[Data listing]
# # # # #

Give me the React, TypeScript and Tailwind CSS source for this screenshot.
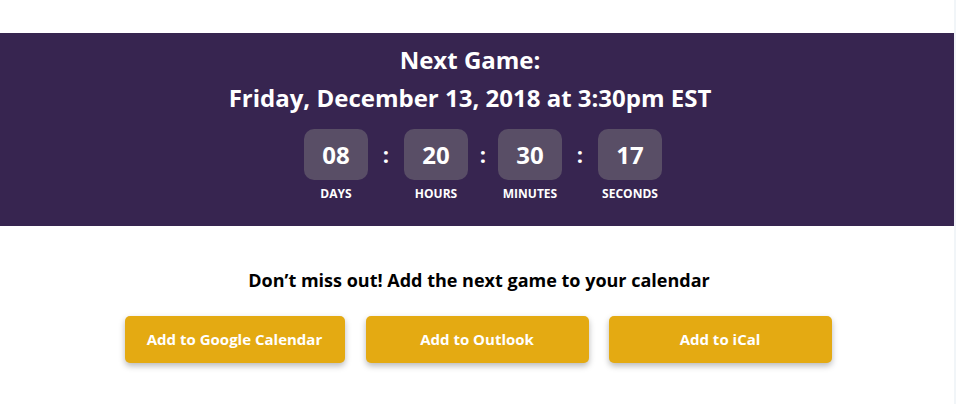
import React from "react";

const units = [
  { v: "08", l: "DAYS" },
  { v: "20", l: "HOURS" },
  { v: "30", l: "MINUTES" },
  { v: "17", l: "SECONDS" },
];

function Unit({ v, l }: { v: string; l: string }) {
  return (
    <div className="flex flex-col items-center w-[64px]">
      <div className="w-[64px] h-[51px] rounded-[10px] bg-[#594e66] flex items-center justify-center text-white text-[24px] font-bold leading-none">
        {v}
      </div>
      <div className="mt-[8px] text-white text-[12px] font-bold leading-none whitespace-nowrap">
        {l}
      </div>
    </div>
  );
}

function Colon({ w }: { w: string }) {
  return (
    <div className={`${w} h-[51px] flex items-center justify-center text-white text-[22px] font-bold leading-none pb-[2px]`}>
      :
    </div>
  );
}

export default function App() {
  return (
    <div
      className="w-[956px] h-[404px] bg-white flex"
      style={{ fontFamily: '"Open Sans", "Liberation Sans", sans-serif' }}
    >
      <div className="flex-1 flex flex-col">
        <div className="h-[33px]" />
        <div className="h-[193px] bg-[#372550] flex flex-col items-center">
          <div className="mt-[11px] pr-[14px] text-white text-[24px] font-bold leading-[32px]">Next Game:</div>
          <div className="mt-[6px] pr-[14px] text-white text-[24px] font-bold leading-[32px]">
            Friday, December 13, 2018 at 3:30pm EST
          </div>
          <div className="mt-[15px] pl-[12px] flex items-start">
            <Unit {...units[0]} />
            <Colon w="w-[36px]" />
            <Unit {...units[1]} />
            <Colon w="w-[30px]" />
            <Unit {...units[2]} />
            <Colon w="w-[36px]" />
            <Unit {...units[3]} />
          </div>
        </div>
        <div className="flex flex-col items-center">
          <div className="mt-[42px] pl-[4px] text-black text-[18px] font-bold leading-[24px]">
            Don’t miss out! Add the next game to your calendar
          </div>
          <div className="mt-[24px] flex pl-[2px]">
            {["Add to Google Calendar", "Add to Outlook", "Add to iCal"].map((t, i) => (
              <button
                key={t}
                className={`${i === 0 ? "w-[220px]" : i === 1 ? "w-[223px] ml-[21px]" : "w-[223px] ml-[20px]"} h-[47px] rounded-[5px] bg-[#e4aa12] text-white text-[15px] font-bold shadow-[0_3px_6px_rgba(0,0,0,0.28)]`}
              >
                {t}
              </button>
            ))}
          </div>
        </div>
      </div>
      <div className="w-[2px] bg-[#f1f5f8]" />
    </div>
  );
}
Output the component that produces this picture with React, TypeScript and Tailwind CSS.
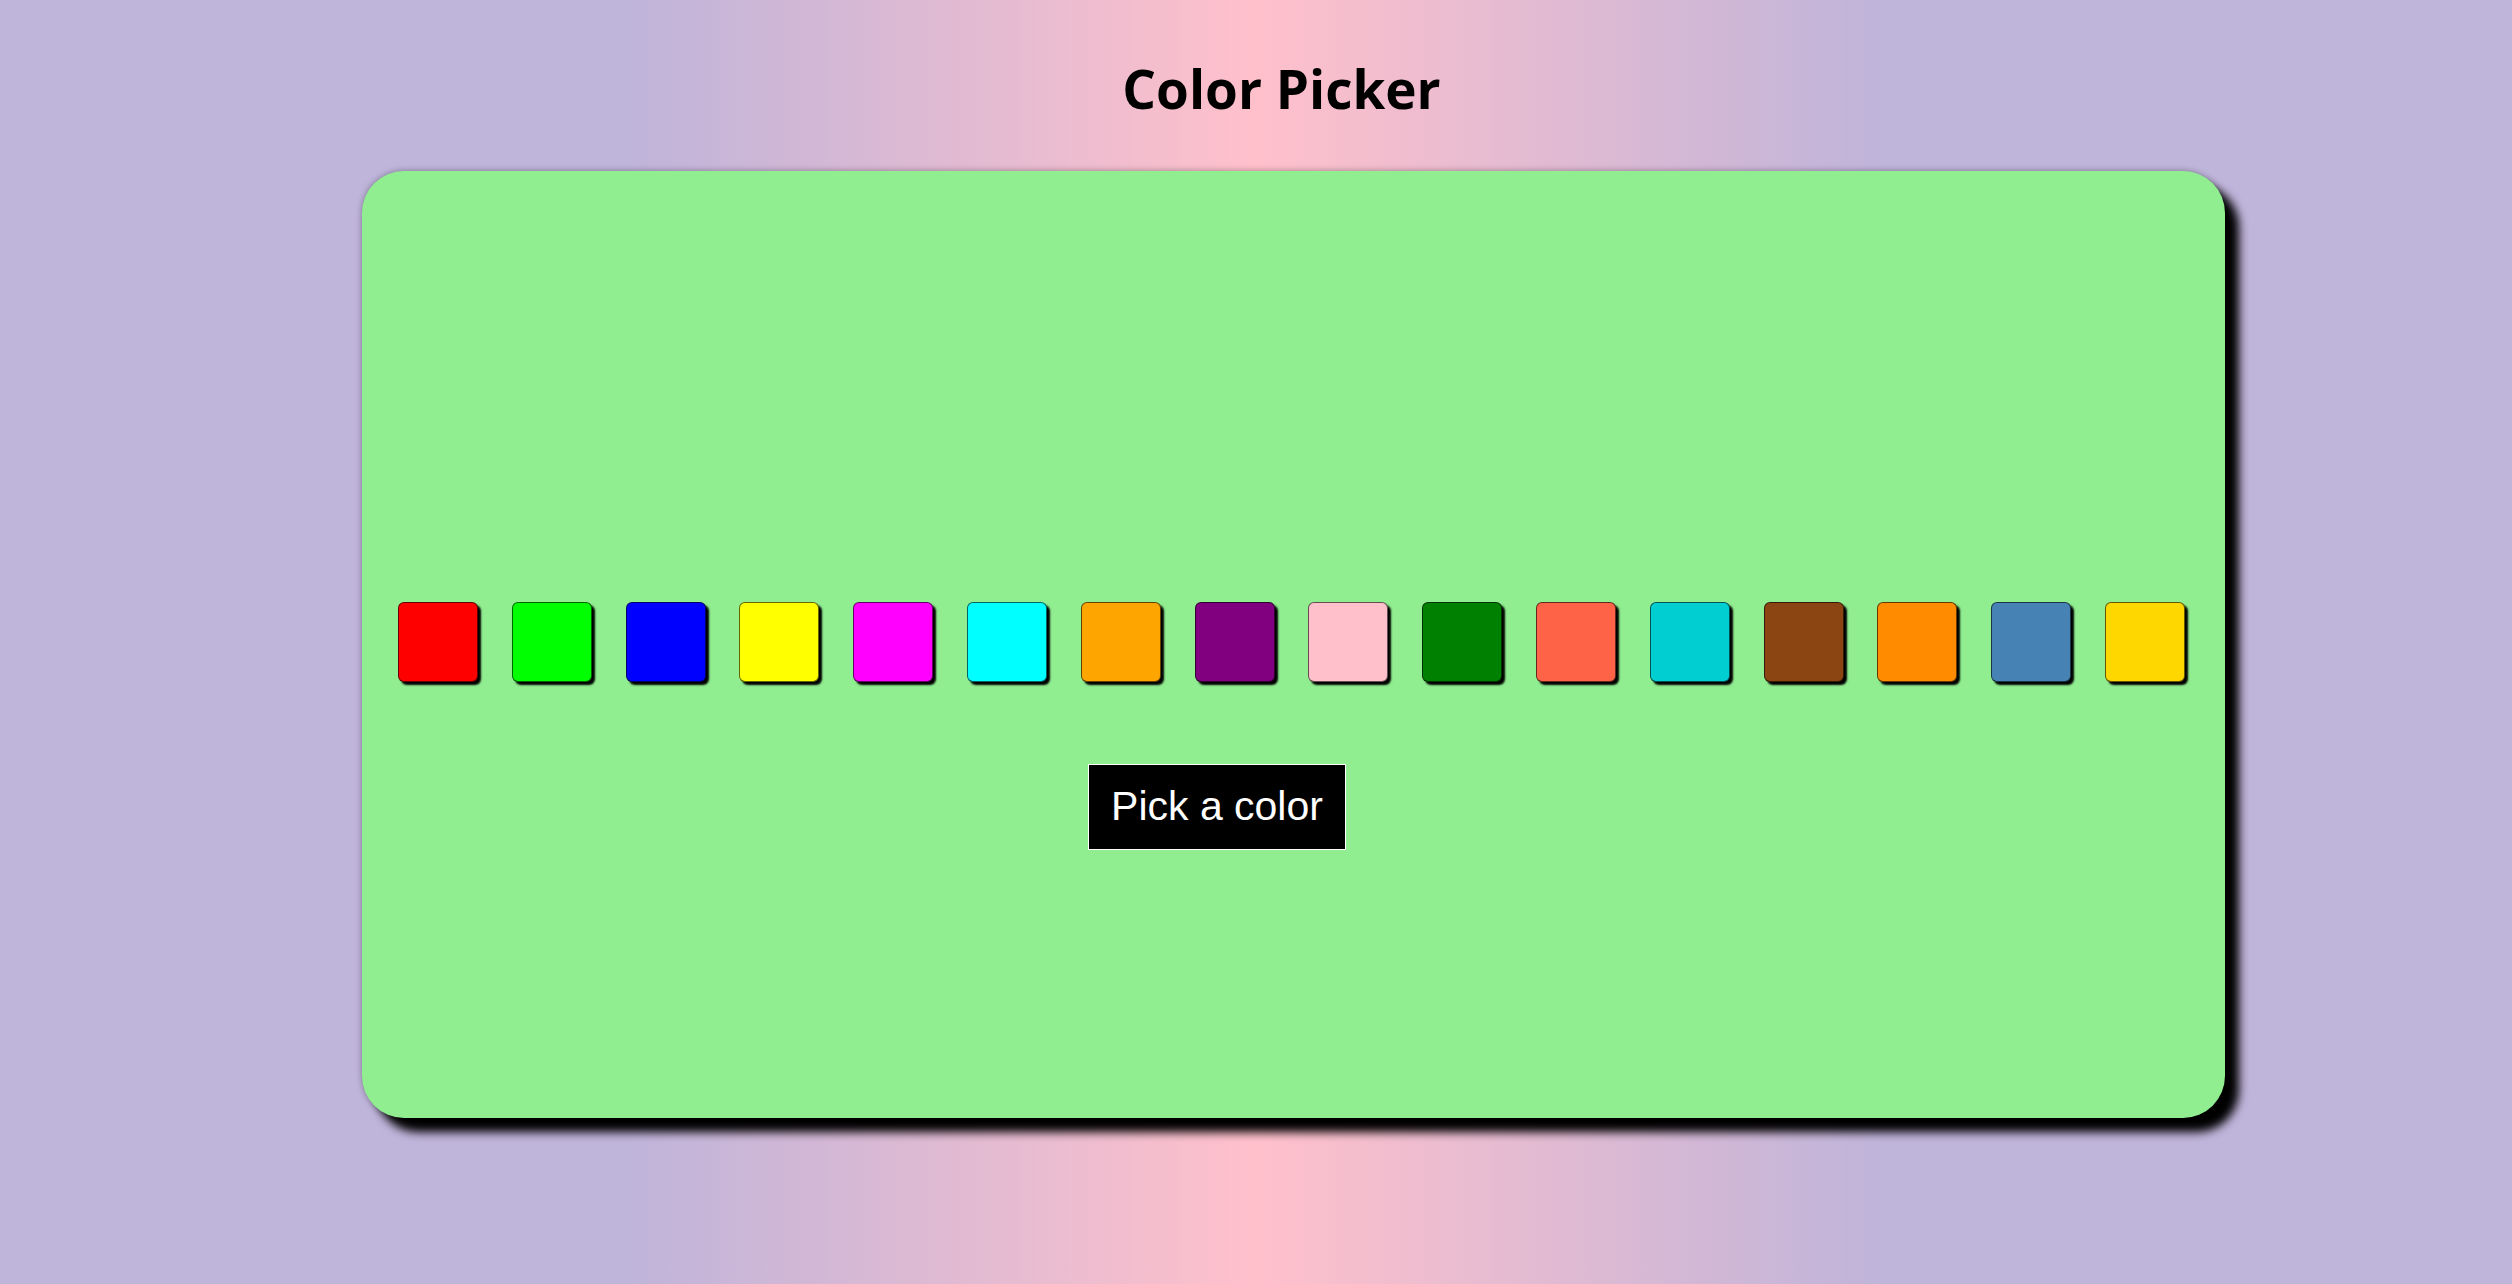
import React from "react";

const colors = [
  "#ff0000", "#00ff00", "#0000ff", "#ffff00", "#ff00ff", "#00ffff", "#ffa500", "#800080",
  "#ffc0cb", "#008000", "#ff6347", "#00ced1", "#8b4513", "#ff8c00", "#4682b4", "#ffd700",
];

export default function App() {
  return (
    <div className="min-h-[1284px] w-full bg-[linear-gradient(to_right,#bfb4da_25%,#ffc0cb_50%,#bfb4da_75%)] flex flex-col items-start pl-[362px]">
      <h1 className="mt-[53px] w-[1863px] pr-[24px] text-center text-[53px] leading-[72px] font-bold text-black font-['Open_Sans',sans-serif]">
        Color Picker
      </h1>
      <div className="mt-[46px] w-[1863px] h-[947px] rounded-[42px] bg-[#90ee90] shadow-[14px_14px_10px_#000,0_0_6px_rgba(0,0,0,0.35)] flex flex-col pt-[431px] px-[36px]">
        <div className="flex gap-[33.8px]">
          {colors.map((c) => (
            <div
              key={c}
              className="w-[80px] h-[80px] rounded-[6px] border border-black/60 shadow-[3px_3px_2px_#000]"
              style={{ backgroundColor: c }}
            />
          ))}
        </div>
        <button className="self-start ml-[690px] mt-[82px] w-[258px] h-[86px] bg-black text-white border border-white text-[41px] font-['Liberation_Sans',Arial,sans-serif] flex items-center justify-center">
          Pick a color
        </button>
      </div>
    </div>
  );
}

# # # # #

Exercise prompt: Every line from the one containing "Output the component" through the last line of the data is to be retyped exactly, with nothing added and no pictures included.

Final answer:
Output the component that produces this picture with React, TypeScript and Tailwind CSS.
import React from "react";

const colors = [
  "#ff0000", "#00ff00", "#0000ff", "#ffff00", "#ff00ff", "#00ffff", "#ffa500", "#800080",
  "#ffc0cb", "#008000", "#ff6347", "#00ced1", "#8b4513", "#ff8c00", "#4682b4", "#ffd700",
];

export default function App() {
  return (
    <div className="min-h-[1284px] w-full bg-[linear-gradient(to_right,#bfb4da_25%,#ffc0cb_50%,#bfb4da_75%)] flex flex-col items-start pl-[362px]">
      <h1 className="mt-[53px] w-[1863px] pr-[24px] text-center text-[53px] leading-[72px] font-bold text-black font-['Open_Sans',sans-serif]">
        Color Picker
      </h1>
      <div className="mt-[46px] w-[1863px] h-[947px] rounded-[42px] bg-[#90ee90] shadow-[14px_14px_10px_#000,0_0_6px_rgba(0,0,0,0.35)] flex flex-col pt-[431px] px-[36px]">
        <div className="flex gap-[33.8px]">
          {colors.map((c) => (
            <div
              key={c}
              className="w-[80px] h-[80px] rounded-[6px] border border-black/60 shadow-[3px_3px_2px_#000]"
              style={{ backgroundColor: c }}
            />
          ))}
        </div>
        <button className="self-start ml-[690px] mt-[82px] w-[258px] h-[86px] bg-black text-white border border-white text-[41px] font-['Liberation_Sans',Arial,sans-serif] flex items-center justify-center">
          Pick a color
        </button>
      </div>
    </div>
  );
}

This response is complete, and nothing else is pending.